The gauge principle exposes a deep inversion in how we think about forces. We were taught that forces cause motion; gauge theory reveals that the demand for consistency under local transformation is the force. The electromagnetic field does not push charged particles because some independent law says it should. It pushes them because without it, the theory would be internally inconsistent. In this light, the fundamental forces of nature are not interventions from outside the mathematical structure. They are the mathematical structure's way of preserving its own coherence. This is not physics as engineering — forces as pushes and pulls. It is physics as logic: the universe obeys certain symmetries, and the symmetries, made local, generate everything else. The question that remains is whether we have discovered this structure in nature or imposed it. The success of the Standard Model suggests the former.
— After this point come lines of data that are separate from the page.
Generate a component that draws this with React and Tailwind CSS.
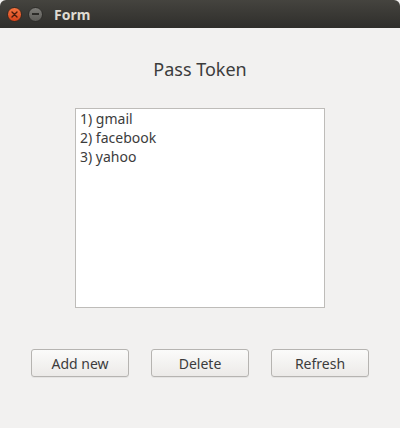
import { useState } from 'react';

const tokens = ['gmail', 'facebook', 'yahoo'];

const WinButton = ({ children }) => (
  <button className="w-[98px] h-[28px] rounded-[3px] border border-[#b6b4b1] bg-gradient-to-b from-[#fbfbfa] to-[#eceae8] text-[14px] text-[#3c3c3c] shadow-[0_1px_0_rgba(0,0,0,0.05)]">
    {children}
  </button>
);

const App = () => {
  const [items] = useState(tokens);

  return (
    <div
      className="w-[400px] h-[428px] flex flex-col bg-[#f2f1f0] overflow-hidden"
      style={{ fontFamily: '"Noto Sans", "Open Sans", sans-serif' }}
    >
      {/* title bar */}
      <div className="h-[28px] shrink-0 flex items-center gap-[6px] pl-[7px] rounded-t-[6px] bg-gradient-to-b from-[#45443f] to-[#2f2e2b]">
        <div className="w-[15px] h-[15px] rounded-full bg-gradient-to-b from-[#f4733f] to-[#d8431a] border border-[#3a2a20] flex items-center justify-center">
          <svg width="7" height="7" viewBox="0 0 7 7">
            <path d="M1 1L6 6M6 1L1 6" stroke="#4a1c0c" strokeWidth="1.4" strokeLinecap="round" />
          </svg>
        </div>
        <div className="w-[15px] h-[15px] rounded-full bg-gradient-to-b from-[#7d7c78] to-[#5c5b57] border border-[#2e2d2a] flex items-center justify-center">
          <div className="w-[7px] h-[1.5px] bg-[#2c2b28]" />
        </div>
        <span className="ml-[5px] text-[14px] font-bold text-[#dfdbd2]">Form</span>
      </div>

      {/* body */}
      <div className="flex-1 flex flex-col items-center">
        <h1 className="mt-[28px] text-[18px] leading-[26px] text-[#3c3c3c]">Pass Token</h1>

        <div className="mt-[26px] w-[250px] h-[200px] bg-white border border-[#bebcb9] px-[4px]">
          {items.map((t, i) => (
            <div key={t} className="text-[14px] leading-[19px] text-[#3c3c3c]">
              {i + 1}) {t}
            </div>
          ))}
        </div>

        <div className="mt-[41px] w-full flex justify-between px-[31px]">
          <WinButton>Add new</WinButton>
          <WinButton>Delete</WinButton>
          <WinButton>Refresh</WinButton>
        </div>
      </div>
    </div>
  );
};

export default App;
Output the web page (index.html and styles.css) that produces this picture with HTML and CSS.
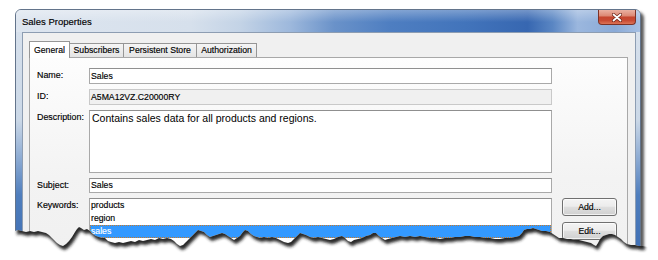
FILE: index.html
```html
<!DOCTYPE html>
<html>
<head>
<meta charset="utf-8">
<link rel="stylesheet" href="styles.css">
</head>
<body>
<div class="stage">
  <div class="window">
    <div class="titlebar">
      <span class="title">Sales Properties</span>
      <div class="close">
        <svg width="10" height="9" viewBox="0 0 10 9"><path d="M1.5 1.5 L8.5 7.5 M8.5 1.5 L1.5 7.5" stroke="#6a2418" stroke-width="3.2" stroke-linecap="round"/><path d="M1.5 1.5 L8.5 7.5 M8.5 1.5 L1.5 7.5" stroke="#ffffff" stroke-width="1.8" stroke-linecap="round"/></svg>
      </div>
    </div>
    <div class="client">
      <div class="tabs">
        <div class="tab active w-general">General</div>
        <div class="tab w-subs">Subscribers</div>
        <div class="tab w-store">Persistent Store</div>
        <div class="tab w-auth">Authorization</div>
      </div>
      <div class="panel">
        <div class="form">
          <div class="lbl">Name:</div>
          <div class="field">Sales</div>
          <div></div>

          <div class="lbl">ID:</div>
          <div class="field id">A5MA12VZ.C20000RY</div>
          <div></div>

          <div class="lbl">Description:</div>
          <div class="field desc">Contains sales data for all products and regions.</div>
          <div></div>

          <div class="lbl">Subject:</div>
          <div class="field subj">Sales</div>
          <div></div>

          <div class="lbl">Keywords:</div>
          <div class="list">
            <div class="item">products</div>
            <div class="item">region</div>
            <div class="item sel">sales</div>
          </div>
          <div class="btns">
            <div class="btn">Add...</div>
            <div class="btn">Edit...</div>
          </div>
        </div>
      </div>
    </div>
  </div>

  <svg class="tear" width="658" height="260" viewBox="0 0 658 260">
    <defs>
      <clipPath id="below">
        <path d="M0 231 L15 231 L18 230 L22 231 L26 232 L30 231 L34 232 L38 231 L42 232 L46 233 L49 235 L52 238 L54 240 L57 243 L60 245 L63 246 L66 244 L69 241 L72 237 L75 232 L77 229 L79 227 L81 228 L84 230 L87 229 L90 231 L93 234 L96 236 L99 237 L102 238 L105 238 L108 241 L111 242 L115 243 L119 242 L123 243 L127 242 L131 241 L135 242 L139 240 L143 241 L147 240 L151 239 L155 240 L159 238 L163 239 L167 238 L171 239 L174 241 L177 244 L180 246 L183 245 L186 242 L189 239 L192 236 L195 233 L198 230 L201 231 L204 232 L207 235 L210 237 L213 236 L216 235 L219 234 L222 233 L225 234 L228 236 L231 238 L234 240 L237 238 L240 236 L243 232 L245 230 L248 231 L251 234 L254 236 L257 237 L260 238 L264 237 L268 238 L272 237 L276 238 L280 240 L284 242 L288 243 L291 242 L294 239 L297 236 L300 233 L303 234 L306 235 L310 237 L314 238 L318 237 L322 238 L326 239 L330 240 L334 239 L338 237 L342 236 L345 238 L348 241 L351 242 L354 240 L358 239 L362 238 L366 236 L370 235 L373 233 L376 233 L379 236 L382 238 L385 240 L388 239 L392 238 L396 237 L400 236 L405 237 L410 236 L415 237 L420 236 L425 237 L430 238 L435 238 L440 239 L445 238 L450 238 L455 237 L460 237 L465 236 L470 236 L475 237 L480 237 L485 238 L490 238 L495 239 L500 239 L505 238 L510 238 L515 237 L519 236 L522 233 L524 230 L527 229 L530 229 L533 228 L536 229 L539 230 L542 231 L546 231 L550 232 L553 234 L556 236 L559 238 L563 238 L567 239 L571 239 L575 240 L579 240 L583 241 L587 242 L591 243 L594 245 L596 246 L598 243 L600 239 L603 236 L606 235 L609 234 L612 234 L615 235 L618 237 L621 239 L624 242 L627 244 L631 245 L635 245 L639 246 L643 246 L648 247 L658 247 L658 260 L0 260 Z"/>
      </clipPath>
      <filter id="soft" x="-5%" y="-5%" width="110%" height="110%">
        <feGaussianBlur stdDeviation="1.8"/>
      </filter>
    </defs>
    <rect x="0" y="200" width="658" height="60" fill="#ffffff" clip-path="url(#below)"/>
    <g clip-path="url(#below)">
      <path transform="translate(2 4)" filter="url(#soft)" fill="#1e1e1e" fill-opacity="0.95" d="M15 0 L15 231 L18 230 L22 231 L26 232 L30 231 L34 232 L38 231 L42 232 L46 233 L49 235 L52 238 L54 240 L57 243 L60 245 L63 246 L66 244 L69 241 L72 237 L75 232 L77 229 L79 227 L81 228 L84 230 L87 229 L90 231 L93 234 L96 236 L99 237 L102 238 L105 238 L108 241 L111 242 L115 243 L119 242 L123 243 L127 242 L131 241 L135 242 L139 240 L143 241 L147 240 L151 239 L155 240 L159 238 L163 239 L167 238 L171 239 L174 241 L177 244 L180 246 L183 245 L186 242 L189 239 L192 236 L195 233 L198 230 L201 231 L204 232 L207 235 L210 237 L213 236 L216 235 L219 234 L222 233 L225 234 L228 236 L231 238 L234 240 L237 238 L240 236 L243 232 L245 230 L248 231 L251 234 L254 236 L257 237 L260 238 L264 237 L268 238 L272 237 L276 238 L280 240 L284 242 L288 243 L291 242 L294 239 L297 236 L300 233 L303 234 L306 235 L310 237 L314 238 L318 237 L322 238 L326 239 L330 240 L334 239 L338 237 L342 236 L345 238 L348 241 L351 242 L354 240 L358 239 L362 238 L366 236 L370 235 L373 233 L376 233 L379 236 L382 238 L385 240 L388 239 L392 238 L396 237 L400 236 L405 237 L410 236 L415 237 L420 236 L425 237 L430 238 L435 238 L440 239 L445 238 L450 238 L455 237 L460 237 L465 236 L470 236 L475 237 L480 237 L485 238 L490 238 L495 239 L500 239 L505 238 L510 238 L515 237 L519 236 L522 233 L524 230 L527 229 L530 229 L533 228 L536 229 L539 230 L542 231 L546 231 L550 232 L553 234 L556 236 L559 238 L563 238 L567 239 L571 239 L575 240 L579 240 L583 241 L587 242 L591 243 L594 245 L596 246 L598 243 L600 239 L603 236 L606 235 L609 234 L612 234 L615 235 L618 237 L621 239 L624 242 L627 244 L631 245 L635 245 L639 246 L643 246 L644 0 Z"/>
    </g>
  </svg>
</div>
</body>
</html>
```
FILE: styles.css
```css
body {
  margin: 0;
  background: #ffffff;
  font-family: "Liberation Sans", Arial, sans-serif;
  color: #000;
}

.stage {
  position: relative;
  width: 658px;
  height: 260px;
  overflow: hidden;
  background: #ffffff;
}

.window {
  margin: 9px 0 0 15px;
  width: 626px;
  height: 300px;
  box-sizing: border-box;
  border: 1px solid #63748b;
  border-radius: 6px 6px 0 0;
  background:
    linear-gradient(to bottom, #d9e2ed 0px, #cbd8e7 110px, #8aa9d2 150px, #4f7ebd 185px, #3f6fb4 240px);
  box-shadow: 3px 3px 3px rgba(0, 0, 0, 0.65);
  display: flex;
  flex-direction: column;
}

.titlebar {
  height: 22px;
  flex: none;
  display: flex;
  justify-content: space-between;
  align-items: flex-start;
  padding: 0 4px 0 6px;
  border-radius: 5px 5px 0 0;
  background:
    linear-gradient(to bottom, rgba(255, 255, 255, 0.3) 0%, rgba(255, 255, 255, 0) 55%),
    linear-gradient(to right, #dde5ef 0%, #d6e0ec 28%, #c3d3e6 36%, #9db8dc 44%, #6a92c9 51%, #4e7ec1 60%, #4274bb 72%, #3767b1 82%, #5a86c3 86%, #9bb7de 90%, #8aaad7 96%, #a6bfe2 100%);
}

.title {
  font-size: 9.5px;
  line-height: 23px;
  color: #000;
  -webkit-text-stroke: 0.15px #000;
}

.close {
  width: 38px;
  height: 15px;
  box-sizing: border-box;
  border: 1px solid #7d3226;
  border-top: none;
  border-radius: 0 0 4px 4px;
  background: linear-gradient(to bottom, #eab1a2 0%, #dd8a76 40%, #c6462f 52%, #c84b34 75%, #dc7458 100%);
  display: flex;
  align-items: center;
  justify-content: center;
}

.client {
  flex: 1;
  margin: 0 4px 0 6px;
  border: 1px solid #8d9db2;
  border-bottom: none;
  background: #f0f0f0;
  padding: 8px 7px 0 6px;
}

.tabs {
  display: flex;
  align-items: flex-end;
  height: 16px;
}

.tab {
  height: 14px;
  box-sizing: border-box;
  border: 1px solid #969696;
  border-bottom: none;
  margin-left: -1px;
  font-size: 8.7px;
  line-height: 13px;
  text-align: center;
  background: linear-gradient(to bottom, #f5f5f5, #e4e4e4);
  color: #000;
  -webkit-text-stroke: 0.15px #000;
}

.tab:first-child {
  margin-left: 0;
}

.tab.active {
  height: 17px;
  margin-bottom: -1px;
  padding-top: 2px;
  background: #ffffff;
  position: relative;
  z-index: 1;
}

.w-general { width: 41px; }
.w-subs { width: 55px; }
.w-store { width: 74px; }
.w-auth { width: 61px; }

.panel {
  border: 1px solid #a8a8a8;
  background: linear-gradient(to bottom, #fdfdfd 0px, #f3f3f3 120px, #f0f0f0 200px);
  padding: 10px 10px 0 7px;
  height: 220px;
}

.form {
  display: grid;
  grid-template-columns: 52px 463px 65px;
  grid-template-rows: 16px 16px 63px 15px 62px;
  row-gap: 5px;
}

.lbl {
  font-size: 8.9px;
  line-height: 12px;
  padding-top: 1px;
  color: #000;
  -webkit-text-stroke: 0.15px #000;
}

.field {
  box-sizing: border-box;
  border: 1px solid #a9a9a9;
  border-top-color: #8f8f8f;
  background: #ffffff;
  font-size: 8.7px;
  line-height: 14px;
  padding-left: 1px;
  white-space: nowrap;
  -webkit-text-stroke: 0.15px #000;
}

.field.id {
  background: #f0f0f0;
  border-color: #c9c9c9;
}

.field.desc {
  font-size: 10.5px;
  padding: 0 2px;
  -webkit-text-stroke: 0;
}

.field.subj {
  line-height: 13px;
}

.list {
  box-sizing: border-box;
  border: 1px solid #a9a9a9;
  border-top-color: #8f8f8f;
  background: #ffffff;
  font-size: 8.7px;
  -webkit-text-stroke: 0.15px #000;
}

.item {
  height: 13px;
  line-height: 13px;
  padding-left: 1px;
  box-sizing: border-box;
}

.item.sel {
  background: #3399ff;
  color: #ffffff;
  -webkit-text-stroke: 0.15px #ffffff;
  border: 1px dotted #c87a2a;
  line-height: 11px;
  padding-left: 0;
}

.btns {
  padding-left: 10px;
  display: flex;
  flex-direction: column;
  gap: 6px;
}

.btn {
  width: 55px;
  height: 18px;
  box-sizing: border-box;
  border: 1px solid #707070;
  border-radius: 3px;
  background: linear-gradient(to bottom, #f4f4f4 0%, #ececec 45%, #dedede 52%, #d0d0d0 100%);
  box-shadow: inset 0 0 0 1px rgba(255, 255, 255, 0.7);
  font-size: 8.7px;
  line-height: 16px;
  text-align: center;
  color: #000;
  -webkit-text-stroke: 0.15px #000;
}

.tear {
  position: absolute;
  left: 0;
  top: 0;
}
```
The history of physics — every era's "fundamental" theory turning out to be effective — suggests we should be less certain than we sound.

The mathematical framework of gauge theory connects to several related structures. The geometric formulation relies on the theory of fiber bundles and connections on manifolds, developed by mathematicians including Ehresmann and Chern before their physical significance was recognized. The non-abelian generalization, Yang-Mills theory, extends the gauge principle to symmetries where the order of transformations matters, producing self-interacting gauge fields like the gluons of quantum chromodynamics. The specific gauge theories that describe nature are the weak interaction (SU(2)) and the strong interaction (SU(3)), unified with electromagnetism in the electroweak theory and the full Standard Model.